The 2010 Census: It’s About Us cross-curriculum unit for K-8 is produced in four separate grade bands (K–2, 3–4, 5–6, 7–8) and in four thematic strands ("About the Census," "Map Literacy," "Managing Data," and "Community Participation"). The 9-12 lessons are geared to social studies classes and include ideas for service learning.
- Is 2010 Census: It’s About Us just for K–8?
No.
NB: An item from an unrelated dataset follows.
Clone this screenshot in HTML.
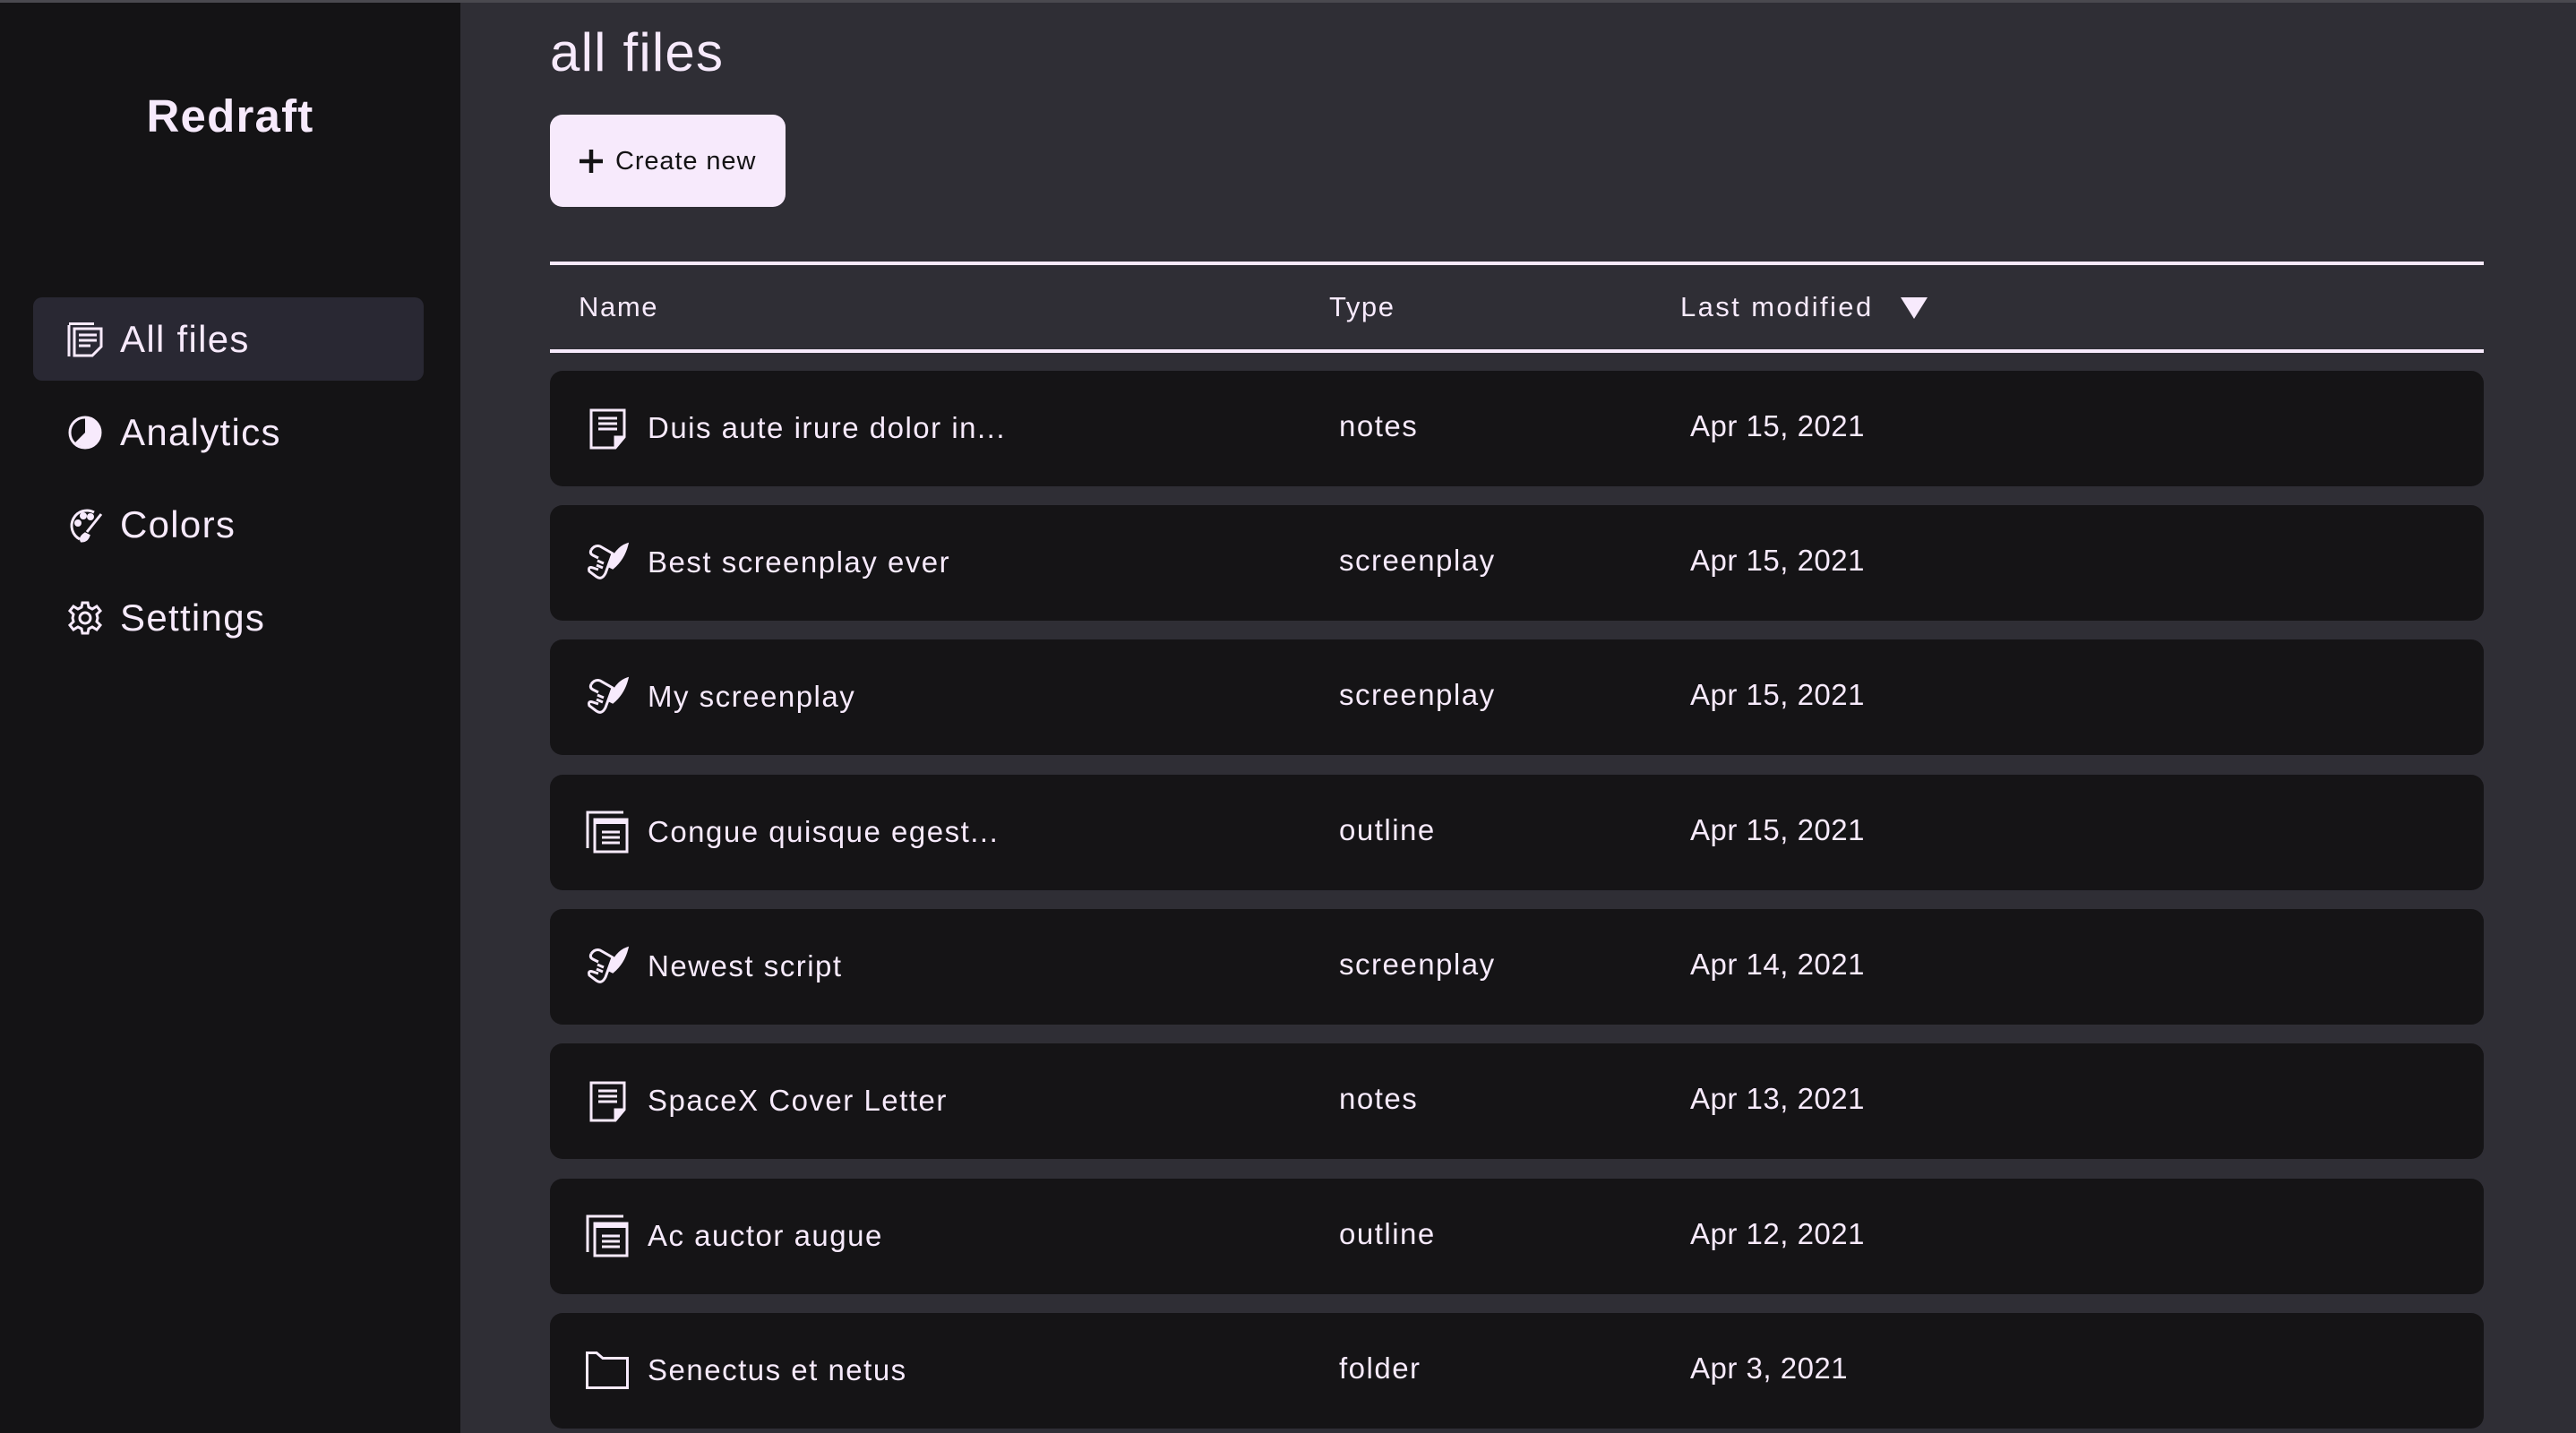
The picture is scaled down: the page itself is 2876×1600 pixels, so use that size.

The U.S. Census Bureau has also provided a high school–specific program for grades 9–12. Both the K–8 and 9–12 programs are available online at [link to lessons search page].
- What is the program’s purpose?
The purpose of 2010 Census: It’s About Us is to use social studies, English language arts, math, and mapping skills to educate students about the census—featuring lessons about everything from data literacy and mapping to the efficient functioning of participatory self-government.
It also seeks to enlist students as advocates for participation in the 2010 Census in their homes and communities, especially in communities that might otherwise be undercounted or overlooked and, as a result, may lose out on a wide range of benefits.
- Into what curriculum areas does the 2010 Census: It’s About Us program fit?
The curriculum offers lessons aligned with national standards in mathematics, geography, English language arts, and social studies. Lessons can also strengthen student map skills; promote understanding of community issues; and encourage student citizenship and activism.
- How is the unit organized?
It’s organized around four strands:
- About the Census uses social studies to explore census data "then and now." These lessons familiarize students with the census form and help them understand how data are collected. Older students can take a deeper look into history with lessons that reveal how the census is a living part of the democratic process and truly reflects the ever-changing "us."
- Map Literacy lessons spring from the wall maps provided—and help students gain familiarity with mapping conventions, read different kinds of maps, and practice making maps of their own.
- Managing Data lessons use math to connect census data to everyday life. Students will organize and work with the data and practice making charts and graphs in grade-appropriate ways. Older students will explore data on the Census Bureau Web site, discovering more about their county, zip code, or local census tract.
- Community Participation lessons approach volunteerism using English language arts skills. Students will get to know their communities, and think about local needs and planning for the future.
- How many lessons are offered?
There are a total of 16 lessons—four lessons for each of four grade bands: K–2, 3–4, 5–6, and 7–8. Coming in September, we’ll also have lessons for grades 9–12. Online, teachers have the option of printing an entire unit or finding a single lesson that fits their weekly plan by searching by grade level, subject, or key word.
- What about teaching guides?
The Principal’s Kit includes 10 quick-start teaching guides that offer instructional ideas that are ready for immediate use in classrooms.
- What role do maps play?
The maps are the visual and data-rich centerpieces of the classroom program.
- Is there other support for teachers?
Yes. Teacher-friendly support materials make it easy for educators to include 2010 Census: It’s About Us in their lesson plans:
- Program Overview provides teachers with each unit’s objectives and tips on using materials, extending activities, and utilizing the Web site.
- National Standards and Benchmarks lists the applicable national standards aligned to each lesson in civics, geography, English language arts, math, and social studies.
- Scope and Sequence provides a convenient matrix view of the entire unit, showing teachers how skills and content are sequenced.